> _Requirements_:
List every line below containing "components".

> _Given material_:
== == ==

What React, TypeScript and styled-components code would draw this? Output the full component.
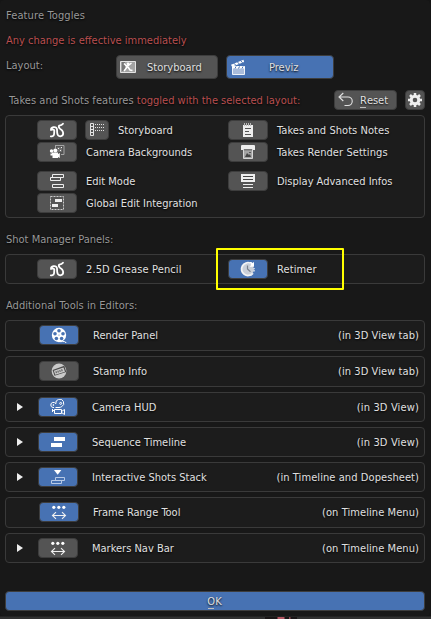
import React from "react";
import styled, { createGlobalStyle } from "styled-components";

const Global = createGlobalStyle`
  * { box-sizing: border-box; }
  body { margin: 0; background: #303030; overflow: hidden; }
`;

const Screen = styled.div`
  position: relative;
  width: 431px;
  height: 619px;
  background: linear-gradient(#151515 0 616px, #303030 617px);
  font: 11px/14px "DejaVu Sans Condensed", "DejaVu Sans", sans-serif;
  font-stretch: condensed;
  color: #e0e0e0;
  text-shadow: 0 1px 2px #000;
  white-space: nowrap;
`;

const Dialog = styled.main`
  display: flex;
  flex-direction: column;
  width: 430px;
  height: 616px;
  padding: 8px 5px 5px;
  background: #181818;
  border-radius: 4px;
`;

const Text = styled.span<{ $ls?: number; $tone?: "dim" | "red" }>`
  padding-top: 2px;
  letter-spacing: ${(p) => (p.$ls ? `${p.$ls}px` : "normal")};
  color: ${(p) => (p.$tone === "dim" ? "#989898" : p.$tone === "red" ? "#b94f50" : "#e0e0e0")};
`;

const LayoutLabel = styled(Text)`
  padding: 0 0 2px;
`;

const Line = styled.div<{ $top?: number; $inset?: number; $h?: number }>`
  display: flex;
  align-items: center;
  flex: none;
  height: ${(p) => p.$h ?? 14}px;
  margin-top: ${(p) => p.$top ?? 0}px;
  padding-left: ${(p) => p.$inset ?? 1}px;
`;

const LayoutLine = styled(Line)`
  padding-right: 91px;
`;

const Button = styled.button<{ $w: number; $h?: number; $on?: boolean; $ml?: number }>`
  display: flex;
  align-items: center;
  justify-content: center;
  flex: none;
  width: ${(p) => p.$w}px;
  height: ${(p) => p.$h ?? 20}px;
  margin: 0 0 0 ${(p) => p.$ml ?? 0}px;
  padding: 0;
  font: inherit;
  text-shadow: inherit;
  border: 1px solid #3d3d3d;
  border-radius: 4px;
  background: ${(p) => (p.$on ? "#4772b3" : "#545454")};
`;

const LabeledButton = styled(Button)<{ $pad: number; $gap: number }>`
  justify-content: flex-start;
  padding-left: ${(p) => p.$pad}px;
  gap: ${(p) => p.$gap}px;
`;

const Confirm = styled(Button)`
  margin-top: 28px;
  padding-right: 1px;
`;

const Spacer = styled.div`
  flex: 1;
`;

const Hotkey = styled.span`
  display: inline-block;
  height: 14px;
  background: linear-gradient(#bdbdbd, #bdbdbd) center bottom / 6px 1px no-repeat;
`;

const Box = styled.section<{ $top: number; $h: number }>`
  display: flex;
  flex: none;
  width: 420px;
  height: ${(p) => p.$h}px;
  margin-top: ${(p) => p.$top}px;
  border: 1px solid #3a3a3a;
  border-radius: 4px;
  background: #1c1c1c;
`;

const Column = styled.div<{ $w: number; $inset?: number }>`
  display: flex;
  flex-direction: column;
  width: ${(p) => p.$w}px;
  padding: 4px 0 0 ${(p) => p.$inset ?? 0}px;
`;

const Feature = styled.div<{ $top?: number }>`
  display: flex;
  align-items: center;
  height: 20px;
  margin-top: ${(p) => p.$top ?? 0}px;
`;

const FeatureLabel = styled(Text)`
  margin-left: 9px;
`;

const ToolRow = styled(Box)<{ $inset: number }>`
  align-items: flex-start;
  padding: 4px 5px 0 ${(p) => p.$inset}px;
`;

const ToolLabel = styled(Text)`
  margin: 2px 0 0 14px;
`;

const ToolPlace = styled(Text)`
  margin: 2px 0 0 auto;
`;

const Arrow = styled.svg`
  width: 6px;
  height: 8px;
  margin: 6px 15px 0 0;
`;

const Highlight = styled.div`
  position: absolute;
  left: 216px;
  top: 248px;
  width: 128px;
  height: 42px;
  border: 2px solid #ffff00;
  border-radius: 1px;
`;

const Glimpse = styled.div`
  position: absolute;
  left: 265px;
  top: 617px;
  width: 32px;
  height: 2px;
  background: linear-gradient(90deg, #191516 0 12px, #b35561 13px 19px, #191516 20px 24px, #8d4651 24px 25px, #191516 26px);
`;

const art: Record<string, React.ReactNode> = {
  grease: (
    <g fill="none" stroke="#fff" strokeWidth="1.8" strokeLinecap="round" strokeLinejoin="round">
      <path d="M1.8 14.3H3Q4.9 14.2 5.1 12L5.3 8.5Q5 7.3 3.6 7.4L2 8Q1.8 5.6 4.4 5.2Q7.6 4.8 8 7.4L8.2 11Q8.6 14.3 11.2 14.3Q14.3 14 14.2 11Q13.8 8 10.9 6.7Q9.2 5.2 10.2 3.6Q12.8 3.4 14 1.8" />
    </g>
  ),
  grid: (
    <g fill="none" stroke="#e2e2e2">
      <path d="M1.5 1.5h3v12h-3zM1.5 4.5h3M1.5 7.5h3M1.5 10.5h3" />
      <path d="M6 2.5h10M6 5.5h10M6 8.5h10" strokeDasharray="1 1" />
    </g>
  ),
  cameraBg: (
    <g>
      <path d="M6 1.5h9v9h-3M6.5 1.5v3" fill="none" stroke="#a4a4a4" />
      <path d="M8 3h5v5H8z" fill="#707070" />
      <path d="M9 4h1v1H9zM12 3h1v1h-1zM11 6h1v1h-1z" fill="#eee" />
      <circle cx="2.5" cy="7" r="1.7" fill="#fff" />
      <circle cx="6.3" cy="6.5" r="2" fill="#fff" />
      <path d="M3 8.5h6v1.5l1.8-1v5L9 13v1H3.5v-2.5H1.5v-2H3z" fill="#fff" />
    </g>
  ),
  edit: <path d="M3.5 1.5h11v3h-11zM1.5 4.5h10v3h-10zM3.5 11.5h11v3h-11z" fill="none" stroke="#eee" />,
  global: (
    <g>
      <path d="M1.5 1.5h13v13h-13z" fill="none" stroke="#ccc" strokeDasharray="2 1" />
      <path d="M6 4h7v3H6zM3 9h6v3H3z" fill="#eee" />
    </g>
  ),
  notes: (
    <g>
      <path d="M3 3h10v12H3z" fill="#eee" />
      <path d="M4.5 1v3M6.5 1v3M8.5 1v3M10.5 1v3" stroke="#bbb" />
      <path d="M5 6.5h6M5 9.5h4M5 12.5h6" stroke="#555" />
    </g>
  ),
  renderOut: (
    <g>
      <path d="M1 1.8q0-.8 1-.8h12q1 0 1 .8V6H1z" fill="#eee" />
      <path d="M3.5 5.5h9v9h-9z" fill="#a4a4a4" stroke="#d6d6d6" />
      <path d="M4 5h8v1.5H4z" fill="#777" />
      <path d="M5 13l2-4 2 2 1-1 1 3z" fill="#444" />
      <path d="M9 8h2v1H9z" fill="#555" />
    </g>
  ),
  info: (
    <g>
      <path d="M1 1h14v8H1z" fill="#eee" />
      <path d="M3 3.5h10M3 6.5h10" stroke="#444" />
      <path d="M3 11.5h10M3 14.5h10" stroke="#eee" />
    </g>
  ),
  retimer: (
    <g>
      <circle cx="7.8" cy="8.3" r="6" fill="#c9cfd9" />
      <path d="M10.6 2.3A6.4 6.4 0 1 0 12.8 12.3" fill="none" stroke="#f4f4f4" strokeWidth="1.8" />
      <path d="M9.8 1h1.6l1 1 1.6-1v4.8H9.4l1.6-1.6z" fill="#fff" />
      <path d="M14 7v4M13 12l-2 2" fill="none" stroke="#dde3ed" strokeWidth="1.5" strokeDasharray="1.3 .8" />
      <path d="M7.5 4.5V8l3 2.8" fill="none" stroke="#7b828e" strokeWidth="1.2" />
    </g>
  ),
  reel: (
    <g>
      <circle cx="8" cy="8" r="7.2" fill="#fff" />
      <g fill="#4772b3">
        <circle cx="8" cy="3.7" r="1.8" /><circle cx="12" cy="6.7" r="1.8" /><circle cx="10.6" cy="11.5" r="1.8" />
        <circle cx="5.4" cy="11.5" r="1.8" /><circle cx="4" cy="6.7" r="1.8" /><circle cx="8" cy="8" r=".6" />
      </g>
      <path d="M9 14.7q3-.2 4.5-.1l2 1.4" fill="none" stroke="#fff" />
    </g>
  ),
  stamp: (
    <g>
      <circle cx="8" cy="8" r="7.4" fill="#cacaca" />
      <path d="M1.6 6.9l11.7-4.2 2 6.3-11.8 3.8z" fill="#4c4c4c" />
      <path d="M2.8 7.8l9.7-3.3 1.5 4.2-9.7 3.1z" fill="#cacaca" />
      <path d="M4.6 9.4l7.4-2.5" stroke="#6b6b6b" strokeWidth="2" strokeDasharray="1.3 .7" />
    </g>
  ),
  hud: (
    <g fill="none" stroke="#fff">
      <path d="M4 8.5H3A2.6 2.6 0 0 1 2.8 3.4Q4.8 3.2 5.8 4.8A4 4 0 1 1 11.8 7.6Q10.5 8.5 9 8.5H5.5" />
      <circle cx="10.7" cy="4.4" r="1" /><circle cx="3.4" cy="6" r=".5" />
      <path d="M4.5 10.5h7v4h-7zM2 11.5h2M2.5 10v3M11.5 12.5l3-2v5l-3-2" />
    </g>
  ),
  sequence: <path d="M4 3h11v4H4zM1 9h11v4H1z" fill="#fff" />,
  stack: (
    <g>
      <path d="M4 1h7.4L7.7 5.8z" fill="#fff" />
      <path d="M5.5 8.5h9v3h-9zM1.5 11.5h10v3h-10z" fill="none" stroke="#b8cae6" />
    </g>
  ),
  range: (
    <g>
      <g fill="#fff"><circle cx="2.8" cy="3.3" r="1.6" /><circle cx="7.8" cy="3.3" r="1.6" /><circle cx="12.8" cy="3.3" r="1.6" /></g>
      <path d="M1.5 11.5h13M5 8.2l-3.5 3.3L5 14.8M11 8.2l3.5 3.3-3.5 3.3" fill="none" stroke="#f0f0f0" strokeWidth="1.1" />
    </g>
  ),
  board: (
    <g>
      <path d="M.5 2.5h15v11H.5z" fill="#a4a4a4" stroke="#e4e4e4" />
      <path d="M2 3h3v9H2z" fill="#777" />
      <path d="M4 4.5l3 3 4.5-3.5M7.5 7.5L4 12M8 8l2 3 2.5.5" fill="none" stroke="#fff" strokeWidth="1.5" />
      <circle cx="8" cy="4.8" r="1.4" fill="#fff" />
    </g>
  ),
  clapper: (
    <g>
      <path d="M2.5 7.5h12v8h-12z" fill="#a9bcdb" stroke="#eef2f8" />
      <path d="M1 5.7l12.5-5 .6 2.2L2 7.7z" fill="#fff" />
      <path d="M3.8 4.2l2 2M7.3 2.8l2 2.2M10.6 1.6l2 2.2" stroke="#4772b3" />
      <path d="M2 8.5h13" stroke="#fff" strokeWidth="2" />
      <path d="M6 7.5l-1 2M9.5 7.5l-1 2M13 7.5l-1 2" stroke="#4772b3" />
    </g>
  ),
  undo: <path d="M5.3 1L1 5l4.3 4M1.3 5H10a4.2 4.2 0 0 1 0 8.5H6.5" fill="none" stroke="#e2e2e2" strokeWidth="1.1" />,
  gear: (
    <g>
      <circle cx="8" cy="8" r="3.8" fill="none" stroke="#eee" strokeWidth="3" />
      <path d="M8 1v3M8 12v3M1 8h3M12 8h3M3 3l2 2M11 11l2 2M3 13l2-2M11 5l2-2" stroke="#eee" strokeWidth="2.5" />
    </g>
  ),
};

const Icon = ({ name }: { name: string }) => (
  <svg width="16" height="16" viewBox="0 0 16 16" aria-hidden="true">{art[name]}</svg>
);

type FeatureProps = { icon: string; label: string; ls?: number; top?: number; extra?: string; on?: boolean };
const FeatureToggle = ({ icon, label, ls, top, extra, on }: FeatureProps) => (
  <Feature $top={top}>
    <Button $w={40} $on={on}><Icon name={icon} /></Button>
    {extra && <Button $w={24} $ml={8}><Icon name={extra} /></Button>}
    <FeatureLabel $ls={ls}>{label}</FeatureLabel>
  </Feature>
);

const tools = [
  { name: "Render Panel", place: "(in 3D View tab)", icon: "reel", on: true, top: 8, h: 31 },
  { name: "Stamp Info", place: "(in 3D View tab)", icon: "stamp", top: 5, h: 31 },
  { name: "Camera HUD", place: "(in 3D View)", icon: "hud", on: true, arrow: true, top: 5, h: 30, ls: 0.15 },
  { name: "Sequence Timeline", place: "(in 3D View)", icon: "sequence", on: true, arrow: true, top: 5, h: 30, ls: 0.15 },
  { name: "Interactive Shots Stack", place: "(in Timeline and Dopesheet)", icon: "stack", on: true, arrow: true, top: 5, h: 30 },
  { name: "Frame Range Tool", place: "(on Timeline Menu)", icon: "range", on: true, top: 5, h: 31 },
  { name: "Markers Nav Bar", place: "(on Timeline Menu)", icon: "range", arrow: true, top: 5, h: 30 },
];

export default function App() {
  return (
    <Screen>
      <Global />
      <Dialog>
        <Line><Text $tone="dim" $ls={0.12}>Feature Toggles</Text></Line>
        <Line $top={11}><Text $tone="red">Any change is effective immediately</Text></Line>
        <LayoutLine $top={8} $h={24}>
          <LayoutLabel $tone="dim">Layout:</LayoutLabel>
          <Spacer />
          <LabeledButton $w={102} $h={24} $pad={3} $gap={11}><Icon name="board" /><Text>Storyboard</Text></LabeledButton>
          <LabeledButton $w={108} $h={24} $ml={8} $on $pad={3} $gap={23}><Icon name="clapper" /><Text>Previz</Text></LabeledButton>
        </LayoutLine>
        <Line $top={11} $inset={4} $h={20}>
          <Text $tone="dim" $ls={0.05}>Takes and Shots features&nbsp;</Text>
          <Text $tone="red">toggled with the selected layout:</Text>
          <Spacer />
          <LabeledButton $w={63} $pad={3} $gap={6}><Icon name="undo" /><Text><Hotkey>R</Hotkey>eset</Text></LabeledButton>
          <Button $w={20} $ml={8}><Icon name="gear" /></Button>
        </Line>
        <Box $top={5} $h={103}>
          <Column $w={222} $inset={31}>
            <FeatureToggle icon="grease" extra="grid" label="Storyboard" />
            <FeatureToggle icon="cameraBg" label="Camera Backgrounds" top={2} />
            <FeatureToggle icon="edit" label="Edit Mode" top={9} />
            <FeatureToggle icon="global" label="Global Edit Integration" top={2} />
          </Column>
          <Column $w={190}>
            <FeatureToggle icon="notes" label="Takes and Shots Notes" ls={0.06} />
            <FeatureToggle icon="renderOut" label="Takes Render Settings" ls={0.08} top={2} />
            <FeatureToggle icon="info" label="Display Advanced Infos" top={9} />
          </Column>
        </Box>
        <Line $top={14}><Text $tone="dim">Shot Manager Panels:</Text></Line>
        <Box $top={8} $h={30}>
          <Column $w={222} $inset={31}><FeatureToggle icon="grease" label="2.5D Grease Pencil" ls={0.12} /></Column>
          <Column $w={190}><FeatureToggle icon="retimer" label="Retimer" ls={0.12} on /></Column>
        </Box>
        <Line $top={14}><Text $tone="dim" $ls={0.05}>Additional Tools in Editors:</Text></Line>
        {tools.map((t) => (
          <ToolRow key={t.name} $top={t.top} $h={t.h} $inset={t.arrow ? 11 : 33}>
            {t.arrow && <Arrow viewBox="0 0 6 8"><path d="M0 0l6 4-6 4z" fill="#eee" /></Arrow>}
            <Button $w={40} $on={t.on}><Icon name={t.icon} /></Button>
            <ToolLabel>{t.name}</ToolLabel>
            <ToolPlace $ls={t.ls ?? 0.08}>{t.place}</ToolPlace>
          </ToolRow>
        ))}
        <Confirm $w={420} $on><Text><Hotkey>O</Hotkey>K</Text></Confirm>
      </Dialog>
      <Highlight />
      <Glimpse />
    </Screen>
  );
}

== == ==

> _Expected answer_:
What React, TypeScript and styled-components code would draw this? Output the full component.
import styled, { createGlobalStyle } from "styled-components";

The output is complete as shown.